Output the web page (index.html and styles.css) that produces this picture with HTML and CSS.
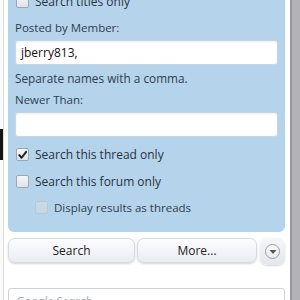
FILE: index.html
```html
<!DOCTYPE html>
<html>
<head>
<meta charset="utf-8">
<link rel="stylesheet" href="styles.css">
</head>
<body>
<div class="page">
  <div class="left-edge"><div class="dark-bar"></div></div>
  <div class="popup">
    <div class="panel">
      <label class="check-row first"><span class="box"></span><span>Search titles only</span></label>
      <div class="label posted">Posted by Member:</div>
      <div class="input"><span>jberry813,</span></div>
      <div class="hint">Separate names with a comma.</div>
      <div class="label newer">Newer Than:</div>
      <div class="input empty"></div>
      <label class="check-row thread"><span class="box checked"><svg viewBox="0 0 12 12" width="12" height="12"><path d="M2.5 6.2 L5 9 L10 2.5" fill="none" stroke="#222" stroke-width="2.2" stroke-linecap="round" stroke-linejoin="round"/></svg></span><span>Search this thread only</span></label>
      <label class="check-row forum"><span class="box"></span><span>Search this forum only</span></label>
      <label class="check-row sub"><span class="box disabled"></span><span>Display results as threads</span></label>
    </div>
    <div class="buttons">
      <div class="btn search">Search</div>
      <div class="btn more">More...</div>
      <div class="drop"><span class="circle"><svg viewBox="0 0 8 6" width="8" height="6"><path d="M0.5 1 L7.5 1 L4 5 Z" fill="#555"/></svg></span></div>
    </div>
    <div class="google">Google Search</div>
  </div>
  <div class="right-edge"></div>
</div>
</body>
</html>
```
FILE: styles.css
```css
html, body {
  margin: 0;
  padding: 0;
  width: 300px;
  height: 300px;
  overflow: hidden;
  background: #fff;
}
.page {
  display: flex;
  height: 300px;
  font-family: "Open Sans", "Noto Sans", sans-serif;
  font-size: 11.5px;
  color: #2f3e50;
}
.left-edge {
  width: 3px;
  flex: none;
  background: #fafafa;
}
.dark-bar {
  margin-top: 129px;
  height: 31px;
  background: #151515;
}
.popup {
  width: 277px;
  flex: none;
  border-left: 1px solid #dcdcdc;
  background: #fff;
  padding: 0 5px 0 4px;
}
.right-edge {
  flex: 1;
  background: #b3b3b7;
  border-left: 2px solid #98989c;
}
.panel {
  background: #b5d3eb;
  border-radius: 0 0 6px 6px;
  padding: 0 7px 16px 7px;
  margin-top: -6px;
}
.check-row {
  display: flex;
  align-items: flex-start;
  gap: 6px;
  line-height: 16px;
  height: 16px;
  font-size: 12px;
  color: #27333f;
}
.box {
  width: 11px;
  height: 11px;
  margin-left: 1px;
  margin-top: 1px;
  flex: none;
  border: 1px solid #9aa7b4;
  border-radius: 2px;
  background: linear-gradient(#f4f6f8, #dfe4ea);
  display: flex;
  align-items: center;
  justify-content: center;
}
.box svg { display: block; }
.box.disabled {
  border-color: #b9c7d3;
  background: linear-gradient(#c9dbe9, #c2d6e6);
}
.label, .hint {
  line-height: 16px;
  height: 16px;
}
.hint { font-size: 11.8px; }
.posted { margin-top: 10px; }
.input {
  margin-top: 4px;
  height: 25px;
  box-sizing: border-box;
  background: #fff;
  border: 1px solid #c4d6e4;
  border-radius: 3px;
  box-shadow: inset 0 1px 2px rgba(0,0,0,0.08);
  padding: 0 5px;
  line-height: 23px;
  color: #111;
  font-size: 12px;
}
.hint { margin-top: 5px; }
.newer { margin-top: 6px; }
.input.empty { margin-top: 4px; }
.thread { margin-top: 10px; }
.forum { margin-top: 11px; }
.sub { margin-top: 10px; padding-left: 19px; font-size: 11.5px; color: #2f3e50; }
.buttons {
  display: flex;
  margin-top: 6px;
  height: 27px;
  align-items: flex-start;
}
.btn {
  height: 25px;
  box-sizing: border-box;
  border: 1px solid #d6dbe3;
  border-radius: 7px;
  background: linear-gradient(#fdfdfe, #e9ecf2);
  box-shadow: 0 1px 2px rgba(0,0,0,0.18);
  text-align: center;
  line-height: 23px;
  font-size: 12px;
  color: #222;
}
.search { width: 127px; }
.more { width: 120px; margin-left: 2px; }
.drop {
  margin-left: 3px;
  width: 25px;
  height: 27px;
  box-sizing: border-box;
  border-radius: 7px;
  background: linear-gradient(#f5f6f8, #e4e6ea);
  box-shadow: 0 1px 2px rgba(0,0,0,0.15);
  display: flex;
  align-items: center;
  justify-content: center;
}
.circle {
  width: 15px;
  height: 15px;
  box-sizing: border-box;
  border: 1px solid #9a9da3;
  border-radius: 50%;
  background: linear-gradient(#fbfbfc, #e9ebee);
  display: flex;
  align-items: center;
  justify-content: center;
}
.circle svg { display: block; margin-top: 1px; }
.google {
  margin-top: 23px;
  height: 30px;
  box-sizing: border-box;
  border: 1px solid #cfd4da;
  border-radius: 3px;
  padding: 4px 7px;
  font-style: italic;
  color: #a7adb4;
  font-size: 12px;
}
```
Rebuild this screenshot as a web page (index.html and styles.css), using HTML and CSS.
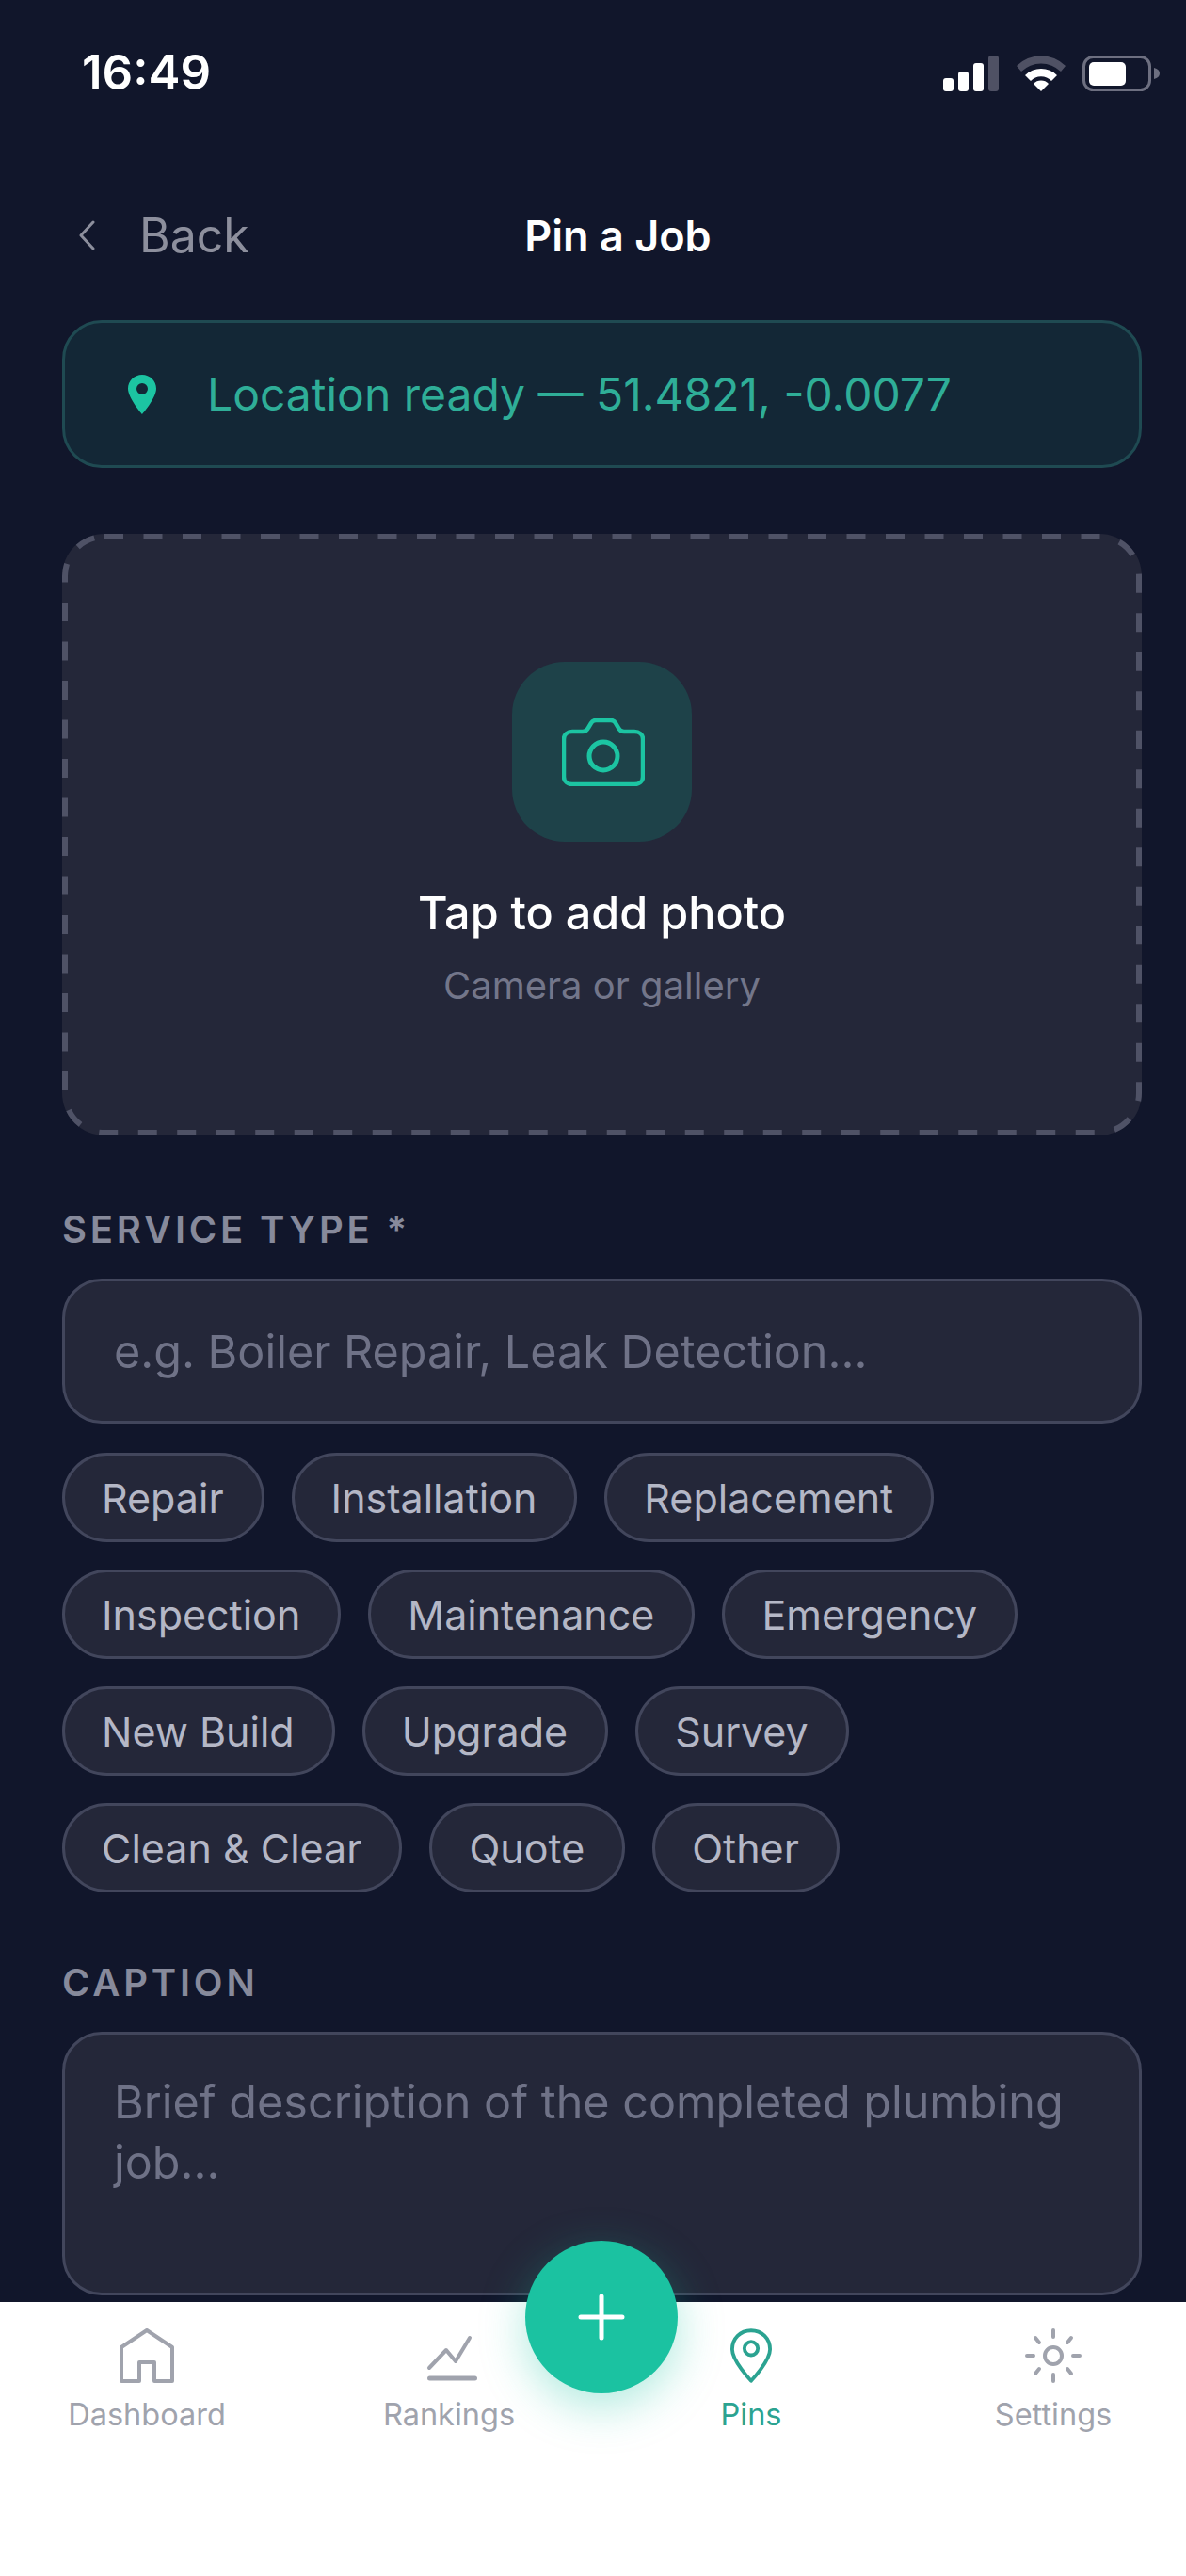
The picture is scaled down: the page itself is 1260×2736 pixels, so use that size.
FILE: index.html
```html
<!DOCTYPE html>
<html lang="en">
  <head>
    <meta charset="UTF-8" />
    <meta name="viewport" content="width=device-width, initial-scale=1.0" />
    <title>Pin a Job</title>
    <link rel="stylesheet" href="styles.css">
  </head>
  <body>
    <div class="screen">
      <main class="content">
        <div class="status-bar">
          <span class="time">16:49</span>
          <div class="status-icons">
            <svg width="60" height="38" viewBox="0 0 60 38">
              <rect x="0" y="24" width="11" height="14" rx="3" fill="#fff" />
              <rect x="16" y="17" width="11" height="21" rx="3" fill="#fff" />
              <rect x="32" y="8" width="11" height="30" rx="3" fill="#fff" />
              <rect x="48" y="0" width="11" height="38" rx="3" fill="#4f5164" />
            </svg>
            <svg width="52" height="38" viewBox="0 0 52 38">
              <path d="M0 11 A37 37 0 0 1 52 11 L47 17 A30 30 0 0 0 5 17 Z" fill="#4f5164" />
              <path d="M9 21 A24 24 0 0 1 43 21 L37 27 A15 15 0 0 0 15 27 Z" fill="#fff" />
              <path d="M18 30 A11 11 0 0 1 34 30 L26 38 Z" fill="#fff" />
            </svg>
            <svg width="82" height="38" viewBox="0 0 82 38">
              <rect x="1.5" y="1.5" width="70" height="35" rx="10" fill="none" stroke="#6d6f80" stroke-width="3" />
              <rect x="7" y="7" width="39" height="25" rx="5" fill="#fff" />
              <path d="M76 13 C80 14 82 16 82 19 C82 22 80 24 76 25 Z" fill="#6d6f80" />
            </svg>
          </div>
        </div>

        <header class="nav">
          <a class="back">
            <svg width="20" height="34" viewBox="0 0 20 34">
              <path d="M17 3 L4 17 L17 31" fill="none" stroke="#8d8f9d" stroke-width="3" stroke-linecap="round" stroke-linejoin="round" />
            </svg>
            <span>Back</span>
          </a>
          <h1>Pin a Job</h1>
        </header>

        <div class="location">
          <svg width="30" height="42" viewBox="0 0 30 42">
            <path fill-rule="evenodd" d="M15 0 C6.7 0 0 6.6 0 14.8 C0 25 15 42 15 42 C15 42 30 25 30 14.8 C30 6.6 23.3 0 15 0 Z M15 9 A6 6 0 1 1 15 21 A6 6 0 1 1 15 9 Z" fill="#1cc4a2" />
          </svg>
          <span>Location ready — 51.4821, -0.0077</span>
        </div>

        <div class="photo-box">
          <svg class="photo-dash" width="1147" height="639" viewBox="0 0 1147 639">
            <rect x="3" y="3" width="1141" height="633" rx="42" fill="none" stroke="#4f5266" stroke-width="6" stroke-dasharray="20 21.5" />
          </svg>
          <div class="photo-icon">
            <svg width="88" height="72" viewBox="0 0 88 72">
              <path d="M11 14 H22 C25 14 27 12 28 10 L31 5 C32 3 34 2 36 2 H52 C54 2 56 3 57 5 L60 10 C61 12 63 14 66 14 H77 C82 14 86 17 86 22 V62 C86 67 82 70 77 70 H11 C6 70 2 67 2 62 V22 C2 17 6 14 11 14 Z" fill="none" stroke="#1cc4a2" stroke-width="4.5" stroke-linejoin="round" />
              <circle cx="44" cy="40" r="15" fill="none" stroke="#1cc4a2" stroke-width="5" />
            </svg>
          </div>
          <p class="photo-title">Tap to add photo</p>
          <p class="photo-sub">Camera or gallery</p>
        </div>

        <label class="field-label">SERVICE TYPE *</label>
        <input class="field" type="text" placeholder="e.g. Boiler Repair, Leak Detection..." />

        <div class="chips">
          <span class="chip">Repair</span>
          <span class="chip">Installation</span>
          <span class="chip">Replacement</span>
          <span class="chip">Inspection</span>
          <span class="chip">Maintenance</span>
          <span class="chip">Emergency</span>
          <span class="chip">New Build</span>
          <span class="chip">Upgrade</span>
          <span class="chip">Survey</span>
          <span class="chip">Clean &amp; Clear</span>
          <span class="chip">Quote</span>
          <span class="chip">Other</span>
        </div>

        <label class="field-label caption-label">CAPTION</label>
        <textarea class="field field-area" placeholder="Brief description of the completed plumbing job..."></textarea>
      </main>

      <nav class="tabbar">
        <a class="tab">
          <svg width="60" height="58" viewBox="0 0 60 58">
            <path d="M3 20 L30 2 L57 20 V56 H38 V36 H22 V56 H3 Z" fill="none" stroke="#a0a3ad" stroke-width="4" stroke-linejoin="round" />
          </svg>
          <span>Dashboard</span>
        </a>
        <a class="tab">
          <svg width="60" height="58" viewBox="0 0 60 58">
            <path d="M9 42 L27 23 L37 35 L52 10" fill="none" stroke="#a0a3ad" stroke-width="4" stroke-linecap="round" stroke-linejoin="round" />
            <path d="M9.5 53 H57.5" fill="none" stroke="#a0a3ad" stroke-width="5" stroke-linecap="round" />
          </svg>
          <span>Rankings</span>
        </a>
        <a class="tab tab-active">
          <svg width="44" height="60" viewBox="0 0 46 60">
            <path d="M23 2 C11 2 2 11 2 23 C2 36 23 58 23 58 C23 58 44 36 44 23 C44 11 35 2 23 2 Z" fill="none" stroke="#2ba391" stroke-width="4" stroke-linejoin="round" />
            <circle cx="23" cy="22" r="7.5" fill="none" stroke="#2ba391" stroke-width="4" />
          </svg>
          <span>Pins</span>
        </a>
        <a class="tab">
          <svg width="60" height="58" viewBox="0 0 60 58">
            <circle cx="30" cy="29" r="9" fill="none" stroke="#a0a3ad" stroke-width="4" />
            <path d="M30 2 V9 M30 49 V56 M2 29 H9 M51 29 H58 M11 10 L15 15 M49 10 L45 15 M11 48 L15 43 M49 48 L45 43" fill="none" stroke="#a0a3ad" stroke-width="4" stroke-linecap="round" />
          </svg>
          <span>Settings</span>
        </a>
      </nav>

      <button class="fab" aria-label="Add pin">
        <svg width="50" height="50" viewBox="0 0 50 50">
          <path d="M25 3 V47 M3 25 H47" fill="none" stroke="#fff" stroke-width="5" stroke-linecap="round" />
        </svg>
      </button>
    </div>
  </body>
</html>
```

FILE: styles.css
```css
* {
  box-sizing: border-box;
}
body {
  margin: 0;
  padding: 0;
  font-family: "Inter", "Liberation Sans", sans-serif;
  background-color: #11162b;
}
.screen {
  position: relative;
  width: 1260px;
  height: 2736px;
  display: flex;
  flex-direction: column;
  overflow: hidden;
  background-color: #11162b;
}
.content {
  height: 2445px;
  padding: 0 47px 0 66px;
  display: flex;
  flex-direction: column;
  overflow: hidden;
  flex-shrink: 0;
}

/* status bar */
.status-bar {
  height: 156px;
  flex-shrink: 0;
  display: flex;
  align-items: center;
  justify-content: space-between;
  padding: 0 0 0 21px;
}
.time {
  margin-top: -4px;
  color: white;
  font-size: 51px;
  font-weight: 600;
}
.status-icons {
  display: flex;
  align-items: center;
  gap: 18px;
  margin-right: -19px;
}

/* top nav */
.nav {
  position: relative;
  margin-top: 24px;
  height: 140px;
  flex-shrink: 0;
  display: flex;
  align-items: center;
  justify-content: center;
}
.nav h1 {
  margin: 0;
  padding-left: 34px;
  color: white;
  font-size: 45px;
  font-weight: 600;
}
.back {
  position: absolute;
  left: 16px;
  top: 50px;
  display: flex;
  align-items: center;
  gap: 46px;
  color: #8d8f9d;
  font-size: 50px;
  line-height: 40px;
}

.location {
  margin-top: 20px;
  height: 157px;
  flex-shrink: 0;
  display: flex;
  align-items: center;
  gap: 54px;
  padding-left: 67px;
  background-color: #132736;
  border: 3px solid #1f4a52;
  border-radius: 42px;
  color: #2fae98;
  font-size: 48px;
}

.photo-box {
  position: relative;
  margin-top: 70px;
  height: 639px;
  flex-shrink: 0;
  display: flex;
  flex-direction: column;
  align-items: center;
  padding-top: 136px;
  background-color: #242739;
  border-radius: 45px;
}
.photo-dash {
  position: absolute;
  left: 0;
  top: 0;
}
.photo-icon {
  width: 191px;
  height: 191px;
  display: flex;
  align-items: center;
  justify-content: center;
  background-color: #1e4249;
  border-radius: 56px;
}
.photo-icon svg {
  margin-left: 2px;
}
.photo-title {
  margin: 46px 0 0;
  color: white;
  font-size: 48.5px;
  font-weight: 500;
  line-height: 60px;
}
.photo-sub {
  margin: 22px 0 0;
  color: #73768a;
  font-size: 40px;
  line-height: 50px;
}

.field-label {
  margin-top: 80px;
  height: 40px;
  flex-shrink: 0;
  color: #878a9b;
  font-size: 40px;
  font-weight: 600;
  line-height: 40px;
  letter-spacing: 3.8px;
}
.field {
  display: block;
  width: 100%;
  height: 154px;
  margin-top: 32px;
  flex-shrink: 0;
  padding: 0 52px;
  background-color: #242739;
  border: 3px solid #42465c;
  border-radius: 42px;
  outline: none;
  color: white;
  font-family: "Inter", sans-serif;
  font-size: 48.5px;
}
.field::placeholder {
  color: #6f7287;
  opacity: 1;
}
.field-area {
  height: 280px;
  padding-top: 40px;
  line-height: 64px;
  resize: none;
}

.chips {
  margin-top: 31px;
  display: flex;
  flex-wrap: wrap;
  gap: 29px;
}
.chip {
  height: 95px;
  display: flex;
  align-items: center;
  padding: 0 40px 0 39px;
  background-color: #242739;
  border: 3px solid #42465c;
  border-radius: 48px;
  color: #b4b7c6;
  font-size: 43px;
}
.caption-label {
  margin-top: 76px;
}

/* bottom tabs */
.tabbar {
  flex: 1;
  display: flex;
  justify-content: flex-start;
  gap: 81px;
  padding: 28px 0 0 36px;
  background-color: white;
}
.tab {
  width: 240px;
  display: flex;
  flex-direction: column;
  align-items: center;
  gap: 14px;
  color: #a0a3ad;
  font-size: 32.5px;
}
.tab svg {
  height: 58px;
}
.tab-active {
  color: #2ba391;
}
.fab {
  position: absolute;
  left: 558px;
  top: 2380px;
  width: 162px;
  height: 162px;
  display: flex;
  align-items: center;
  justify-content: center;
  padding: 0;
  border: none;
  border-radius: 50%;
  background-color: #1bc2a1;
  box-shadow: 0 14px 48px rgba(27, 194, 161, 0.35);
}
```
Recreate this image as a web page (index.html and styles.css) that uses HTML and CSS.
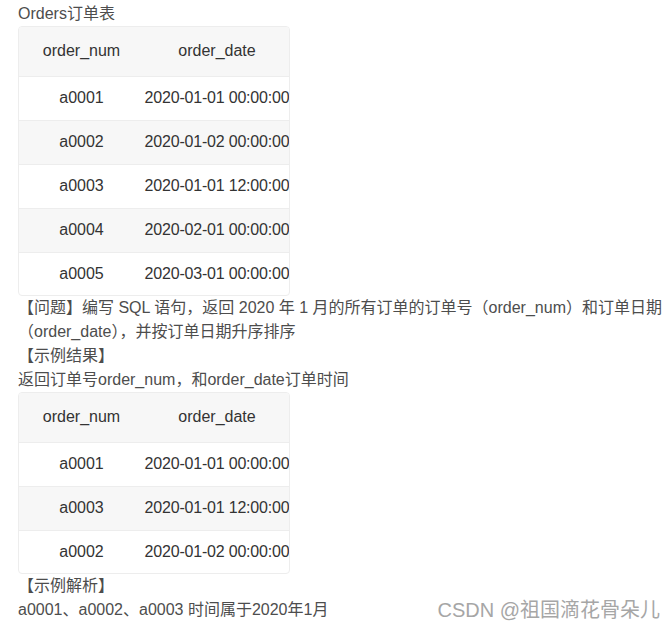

:: What you are asked to do ::
Gather all lines with the string "that" from the data.

:: Output below ::
Output the web page (index.html and styles.css) that produces this picture with HTML and CSS.
The picture is scaled down: the page itself is 1260×2736 pixels, so use that size.
Recreate this image as a web page (index.html and styles.css) that uses HTML and CSS.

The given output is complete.